CODEWITHSUNDEEP
javadouble
MattS
MattS

Reputation: 717

Java Math.pow() Rounding Error

I'm having trouble with (what I suspect is) a rounding error.

I have a string, 0.686357E-01, which I'm trying to convert to a double. I've been able to split it up using the Pattern.split() function, and I'm capturing the base and the exponent values just fine.
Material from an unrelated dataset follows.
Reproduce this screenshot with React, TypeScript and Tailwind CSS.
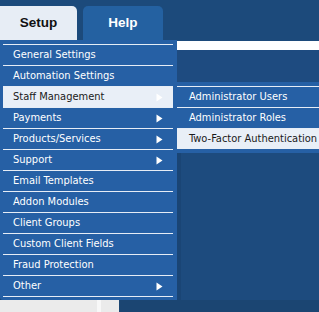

However, once I try to multiply them appropriately, I get this as a result: 0.06863570000000001.

Here's my relevant code:

pattern = Pattern.compile("E\\+?");
String[] number = pattern.split(string);

double base = Double.parseDouble(number[0]);
int exponent = Integer.parseInt(number[1]);

number= base*Math.pow(10, exponent);

So, how do I avoid the rounding error? (There are ways that I can work around it, but if it's possible to do, then I'd like to know how to fix the issue)

Thanks.

Upvotes: 1

Views: 1609

Answers (4)

Igor Rodriguez
Igor Rodriguez

Reputation: 1246

Double will print always like that, but the value will remain correct. You'll need to format the output to get the correct value. See DecimalFormat class.

Upvotes: 0

Ry-
Ry-

Reputation: 224952

You don't need to split it, Double.parseDouble can handle those kinds of numbers just fine.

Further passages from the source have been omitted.